Data block:
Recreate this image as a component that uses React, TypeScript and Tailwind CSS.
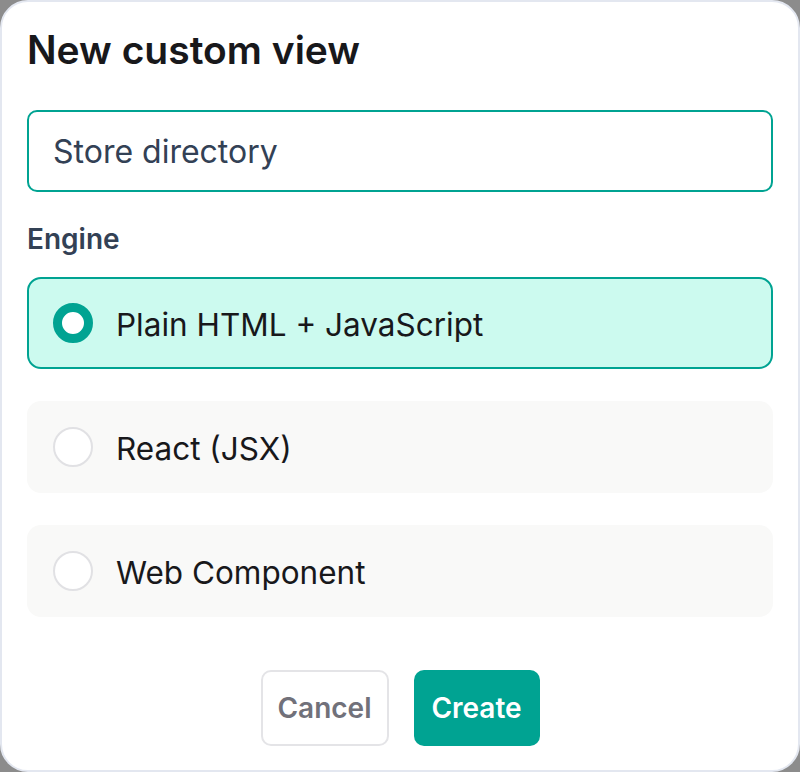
import { useState } from 'react'

const engines = [
  { id: 'html', label: 'Plain HTML + JavaScript' },
  { id: 'react', label: 'React (JSX)' },
  { id: 'wc', label: 'Web Component' },
]

export default function App() {
  const [name, setName] = useState('Store directory')
  const [engine, setEngine] = useState('html')

  return (
    <div className="w-[800px] h-[772px] bg-[#8c8c8c] font-['Inter',sans-serif]">
      <div className="h-full flex flex-col rounded-[28px] border-2 border-[#e3e7f0] bg-white px-[25px] pt-[26px]">
        {/* Header */}
        <h1 className="text-[39px] leading-[44px] font-semibold text-[#18181b]">New custom view</h1>

        {/* Name field */}
        <input
          value={name}
          onChange={(e) => setName(e.target.value)}
          className="mt-[38px] h-[82px] w-full rounded-[10px] border-2 border-[#00a392] px-[24px] text-[32px] text-[#334155] outline-none"
        />

        {/* Engine picker */}
        <div className="mt-[30px] text-[28px] leading-[34px] font-semibold text-[#334155]">Engine</div>
        <div className="mt-[21px] flex flex-col gap-[32px]">
          {engines.map((opt) => {
            const active = opt.id === engine
            return (
              <button
                key={opt.id}
                onClick={() => setEngine(opt.id)}
                className={
                  active
                    ? 'h-[92px] flex items-center gap-[23px] rounded-[14px] border-2 border-[#00a392] bg-[#ccfaef] px-[24px] text-left'
                    : 'h-[92px] flex items-center gap-[23px] rounded-[14px] border-2 border-transparent bg-[#f9f9f8] px-[24px] text-left'
                }
              >
                {active ? (
                  <span className="w-[40px] h-[40px] rounded-full border-[9px] border-[#00a392] bg-white" />
                ) : (
                  <span className="w-[40px] h-[40px] rounded-full border-2 border-[#e1e1e4] bg-white" />
                )}
                <span className="pt-[3px] text-[31.5px] text-[#18181b]">{opt.label}</span>
              </button>
            )
          })}
        </div>

        {/* Actions */}
        <div className="mt-[53px] flex justify-center gap-[25px]">
          <button className="h-[76px] w-[128px] rounded-[10px] border-2 border-[#e4e4e7] bg-white text-[28px] font-semibold text-[#71717a]">
            Cancel
          </button>
          <button className="h-[76px] w-[126px] rounded-[10px] bg-[#00a392] text-[28px] font-semibold text-white">
            Create
          </button>
        </div>
      </div>
    </div>
  )
}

Aim of the task: Without the pictures, print the whole listing exactly as given.

Correct answer:
Recreate this image as a component that uses React, TypeScript and Tailwind CSS.
import { useState } from 'react'

const engines = [
  { id: 'html', label: 'Plain HTML + JavaScript' },
  { id: 'react', label: 'React (JSX)' },
  { id: 'wc', label: 'Web Component' },
]

export default function App() {
  const [name, setName] = useState('Store directory')
  const [engine, setEngine] = useState('html')

  return (
    <div className="w-[800px] h-[772px] bg-[#8c8c8c] font-['Inter',sans-serif]">
      <div className="h-full flex flex-col rounded-[28px] border-2 border-[#e3e7f0] bg-white px-[25px] pt-[26px]">
        {/* Header */}
        <h1 className="text-[39px] leading-[44px] font-semibold text-[#18181b]">New custom view</h1>

        {/* Name field */}
        <input
          value={name}
          onChange={(e) => setName(e.target.value)}
          className="mt-[38px] h-[82px] w-full rounded-[10px] border-2 border-[#00a392] px-[24px] text-[32px] text-[#334155] outline-none"
        />

        {/* Engine picker */}
        <div className="mt-[30px] text-[28px] leading-[34px] font-semibold text-[#334155]">Engine</div>
        <div className="mt-[21px] flex flex-col gap-[32px]">
          {engines.map((opt) => {
            const active = opt.id === engine
            return (
              <button
                key={opt.id}
                onClick={() => setEngine(opt.id)}
                className={
                  active
                    ? 'h-[92px] flex items-center gap-[23px] rounded-[14px] border-2 border-[#00a392] bg-[#ccfaef] px-[24px] text-left'
                    : 'h-[92px] flex items-center gap-[23px] rounded-[14px] border-2 border-transparent bg-[#f9f9f8] px-[24px] text-left'
                }
              >
                {active ? (
                  <span className="w-[40px] h-[40px] rounded-full border-[9px] border-[#00a392] bg-white" />
                ) : (
                  <span className="w-[40px] h-[40px] rounded-full border-2 border-[#e1e1e4] bg-white" />
                )}
                <span className="pt-[3px] text-[31.5px] text-[#18181b]">{opt.label}</span>
              </button>
            )
          })}
        </div>

        {/* Actions */}
        <div className="mt-[53px] flex justify-center gap-[25px]">
          <button className="h-[76px] w-[128px] rounded-[10px] border-2 border-[#e4e4e7] bg-white text-[28px] font-semibold text-[#71717a]">
            Cancel
          </button>
          <button className="h-[76px] w-[126px] rounded-[10px] bg-[#00a392] text-[28px] font-semibold text-white">
            Create
          </button>
        </div>
      </div>
    </div>
  )
}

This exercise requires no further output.